Why do we have to spend so long waiting in the ER before getting treated? The answer is simple:  supply has gone down while demand has risen. ER visits went up by 34 percent from 97 million in 1995, while the number of emergency departments has gone down down by 11 percent during the same period.

The reason for higher demand in the ER is because of its conveniences compared to the primary care system. Although the ER has a long wait time, primary care requires an appointment, meaning days off of work, which many cannot afford. Insurance-linked inconveniences are another cause: in-network health care clinics might be hard to find, and co-pays for referrals can be expensive for low-income families. ERs are closing their doors because nearly half of all emergency services go uncompensated, but the ER is still required to treat all people who come through the door.

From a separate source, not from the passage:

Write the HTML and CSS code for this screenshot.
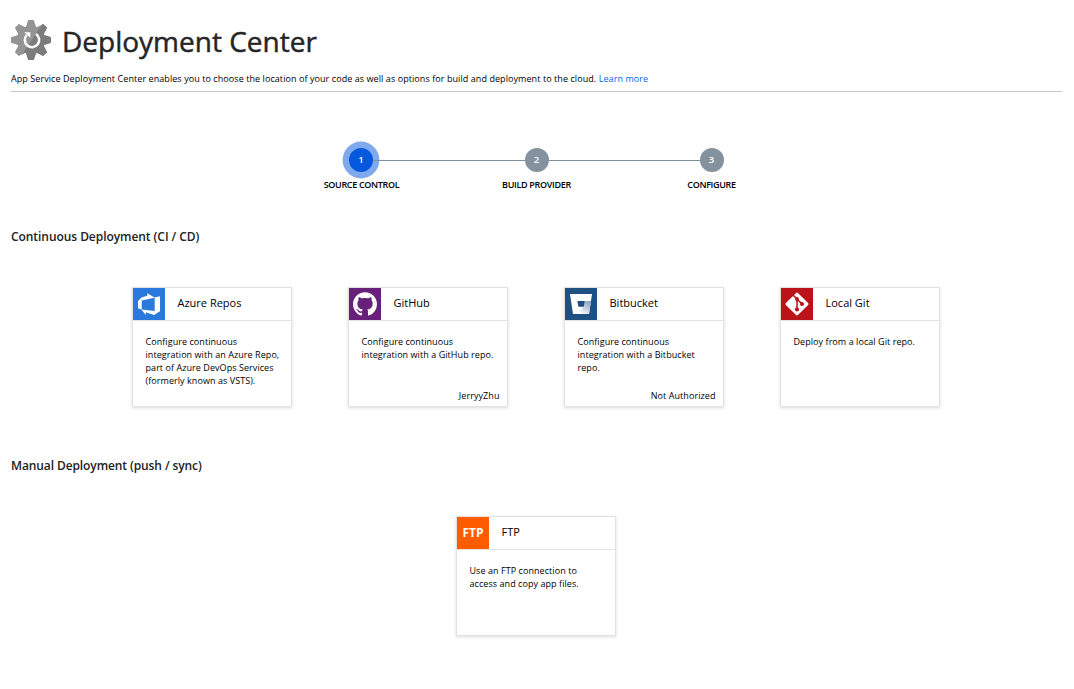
FILE: index.html
```html
<!DOCTYPE html>
<html lang="en">
<head>
<meta charset="utf-8">
<title>Deployment Center</title>
<link rel="stylesheet" href="styles.css">
</head>
<body>
<header class="header">
  <div class="title-row">
    <svg class="gear" viewBox="0 0 40 40">
      <defs>
        <clipPath id="shade"><path d="M34 0H40V40H7.5Z"/></clipPath>
        <path id="tooth" d="M15 7L17.2 0H22.8L25 7V12H15ZM15 33L17.2 40H22.8L25 33V28H15Z"/>
        <g id="cog">
          <circle cx="20" cy="20" r="14"/>
          <use href="#tooth"/>
          <use href="#tooth" transform="rotate(45 20 20)"/>
          <use href="#tooth" transform="rotate(90 20 20)"/>
          <use href="#tooth" transform="rotate(135 20 20)"/>
        </g>
      </defs>
      <use href="#cog" fill="#949494"/>
      <g clip-path="url(#shade)"><use href="#cog" fill="#7c7c7c"/></g>
      <path d="M25 14A7.2 7.2 0 1 1 15.8 15" fill="none" stroke="#fff" stroke-width="2.5"/>
      <path d="M13.2 12.2H19.3V17.8Z" fill="#fff"/>
    </svg>
    <h1 class="title">Deployment Center</h1>
  </div>
  <p class="intro">App Service Deployment Center enables you to choose the location of your code as well as options for build and deployment to the cloud. <a class="link">Learn more</a></p>
</header>

<ol class="steps">
  <li class="step active"><span class="dot">1</span><span class="step-label">SOURCE CONTROL</span></li>
  <li class="step"><span class="dot">2</span><span class="step-label">BUILD PROVIDER</span></li>
  <li class="step"><span class="dot">3</span><span class="step-label">CONFIGURE</span></li>
</ol>

<section class="group">
  <h2 class="heading">Continuous Deployment (CI / CD)</h2>
  <div class="cards">
    <article class="card">
      <div class="card-head">
        <svg class="tile azure" viewBox="0 0 32 32"><path fill="#fff" fill-rule="evenodd" d="M5 13L8.5 9.6L14.3 7.8V5.2L21.5 9.6L27 8.3V23.2L21 27L12.8 24.2V27L8.3 21.6L5 20.3ZM8.7 12.6V21.4L21.7 23V9.7Z"/></svg>
        <h3 class="name">Azure Repos</h3>
      </div>
      <p class="desc">Configure continuous<br>integration with an Azure Repo,<br>part of Azure DevOps Services<br>(formerly known as VSTS).</p>
    </article>
    <article class="card">
      <div class="card-head">
        <svg class="tile github" viewBox="0 0 32 32"><path transform="translate(4 4.2) scale(1.5)" fill="#fff" d="M8 0C3.58 0 0 3.58 0 8c0 3.54 2.29 6.53 5.47 7.59.4.07.55-.17.55-.38 0-.19-.01-.82-.01-1.49-2.01.37-2.53-.49-2.69-.94-.09-.23-.48-.94-.82-1.13-.28-.15-.68-.52-.01-.53.63-.01 1.08.58 1.23.82.72 1.21 1.87.87 2.33.66.07-.52.28-.87.51-1.07-1.78-.2-3.64-.89-3.64-3.95 0-.87.31-1.59.82-2.15-.08-.2-.36-1.02.08-2.12 0 0 .67-.21 2.2.82.64-.18 1.32-.27 2-.27s1.36.09 2 .27c1.53-1.04 2.2-.82 2.2-.82.44 1.1.16 1.92.08 2.12.51.56.82 1.27.82 2.15 0 3.07-1.87 3.75-3.65 3.95.29.25.54.73.54 1.48 0 1.07-.01 1.93-.01 2.2 0 .21.15.46.55.38A8.01 8.01 0 0 0 16 8c0-4.42-3.58-8-8-8z"/></svg>
        <h3 class="name">GitHub</h3>
      </div>
      <p class="desc">Configure continuous<br>integration with a GitHub repo.</p>
      <p class="status">JerryyZhu</p>
    </article>
    <article class="card">
      <div class="card-head">
        <svg class="tile bitbucket" viewBox="0 0 32 32">
          <defs><linearGradient id="fade" x1="1" y1="0" x2="0.25" y2="0.9"><stop offset="0" stop-color="#7d99b8"/><stop offset="1" stop-color="#fff"/></linearGradient></defs>
          <path fill="#fff" d="M5 6H27L24 26H8Z"/>
          <path fill="url(#fade)" d="M19.5 13H26L24 26H11L18.5 18.5Z"/>
          <path fill="#205081" d="M12.3 13H19.8L18.8 18.7H13.4Z"/>
        </svg>
        <h3 class="name">Bitbucket</h3>
      </div>
      <p class="desc">Configure continuous<br>integration with a Bitbucket<br>repo.</p>
      <p class="status">Not Authorized</p>
    </article>
    <article class="card">
      <div class="card-head">
        <svg class="tile git" viewBox="0 0 32 32">
          <rect x="7.5" y="7.5" width="17" height="17" rx="1.3" fill="#fff" transform="rotate(45 16 16)"/>
          <path d="M11.5 6.5L21 16M16 10.5V21" fill="none" stroke="#ba141a" stroke-width="1.6"/>
          <g fill="#ba141a"><circle cx="16" cy="11" r="1.9"/><circle cx="16" cy="21.5" r="2.1"/><circle cx="21" cy="16" r="2.1"/></g>
        </svg>
        <h3 class="name">Local Git</h3>
      </div>
      <p class="desc">Deploy from a local Git repo.</p>
    </article>
  </div>
</section>

<section class="group">
  <h2 class="heading manual">Manual Deployment (push / sync)</h2>
  <div class="cards">
    <article class="card">
      <div class="card-head">
        <div class="tile ftp">FTP</div>
        <h3 class="name">FTP</h3>
      </div>
      <p class="desc">Use an FTP connection to<br>access and copy app files.</p>
    </article>
  </div>
</section>
</body>
</html>
```

FILE: styles.css
```css
* { box-sizing: border-box; }
body { margin: 0; padding: 0 12px 0 11px; background: #fff; color: #000; font-family: "Open Sans", "Noto Sans", sans-serif; }
h1, h2, h3, p, ol { margin: 0; padding: 0; }
.header { height: 92px; border-bottom: 1px solid #c8c8c8; padding-top: 20px; }
.title-row { display: flex; height: 40px; gap: 11px; }
.gear { width: 40px; height: 40px; flex: none; }
.title { font-size: 28px; font-weight: 400; line-height: 42px; color: #252525; -webkit-text-stroke: 0.45px #252525; white-space: nowrap; }
.intro { margin-top: 12px; font-size: 9px; letter-spacing: 0.07px; line-height: 13px; white-space: nowrap; }
.link { color: #0066f0; }
.steps { list-style: none; display: flex; justify-content: center; padding-top: 56px; height: 108px; }
.step { position: relative; width: 175px; display: flex; flex-direction: column; align-items: center; }
.step + .step::before { content: ""; position: absolute; top: 12px; right: 99px; width: 152px; height: 1px; background: #7f919f; }
.dot { width: 24px; height: 24px; border-radius: 50%; background: #84929f; color: #fff; font-size: 9.5px; font-weight: 600; line-height: 24px; text-align: center; }
.active .dot { margin-right: 1px; background: #0458dd; box-shadow: 0 0 0 6.4px #80a9ed; }
.step-label { margin-top: 6px; font-size: 9px; letter-spacing: -0.32px; font-weight: 600; line-height: 13px; white-space: nowrap; }
.group { height: 229px; padding-top: 28px; }
.heading { font-size: 12px; font-weight: 600; letter-spacing: -0.06px; line-height: 18px; color: #222; white-space: nowrap; }
.manual { letter-spacing: -0.1px; }
.cards { display: flex; justify-content: center; gap: 56px; padding-top: 41px; margin-left: -1px; }
.card { width: 160px; height: 120px; border: 1px solid #e2e2e2; box-shadow: 0 1px 3px rgba(0,0,0,.15); display: flex; flex-direction: column; background: #fff; }
.card-head { height: 33px; flex: none; display: flex; border-bottom: 1px solid #e2e2e2; }
.tile { width: 32px; height: 32px; flex: none; }
.azure { background: #2a79dc; }
.github { background: #68217a; }
.bitbucket { background: #205081; }
.git { background: #ba141a; }
.ftp { background: #ff5c00; color: #fff; font-size: 12px; font-weight: 700; line-height: 32px; text-align: center; }
.name { margin-left: 12.5px; font-size: 11px; font-weight: 400; line-height: 29px; white-space: nowrap; }
.desc { padding: 14px 0 0 12.5px; font-size: 9px; letter-spacing: 0.06px; line-height: 13px; white-space: nowrap; }
.status { margin-top: auto; padding: 0 7.5px 4px 0; font-size: 9px; letter-spacing: 0.07px; line-height: 13px; text-align: right; }
```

The inaccessibility of healthcare shocked me. The basic right of access to health care is severely compromised by worries about cost, time off of work, endless diagnostic tests, unavailability of in-network clinics and expensive co-pay, among other things. Even worse is that the current healthcare structure promotes wealth disparity. Research shows that people with a lower income are more likely to go to the ER than see a primary healthcare provider. Many give up trying to get the treatment they need simply because they can’t afford the time, energy or money. In the end, when minor symptoms become severe ones, people will visit the ER. But even at the ER, many must suffer through a long waiting period before getting proper treatment, which could be life threatening. At the same time, the cost of healthcare continues to soar. In 2015, employer-provided health plans surged nearly 9 percent to more than $1,000, creating an additional burden for American workers. In the end, we have a system where healthcare resources are ultimately more available to the wealthy than for the poor.

It seems to me that the American healthcare system requires a fundamental change to orient itself toward the need of the patients, from decreasing the ER waiting time to giving a wider range of choices to suit individual needs. It requires a change in the mindset of the healthcare industry: to stop seeing patients as consumers and instead start seeing them as people who deserve treatment when they are ill.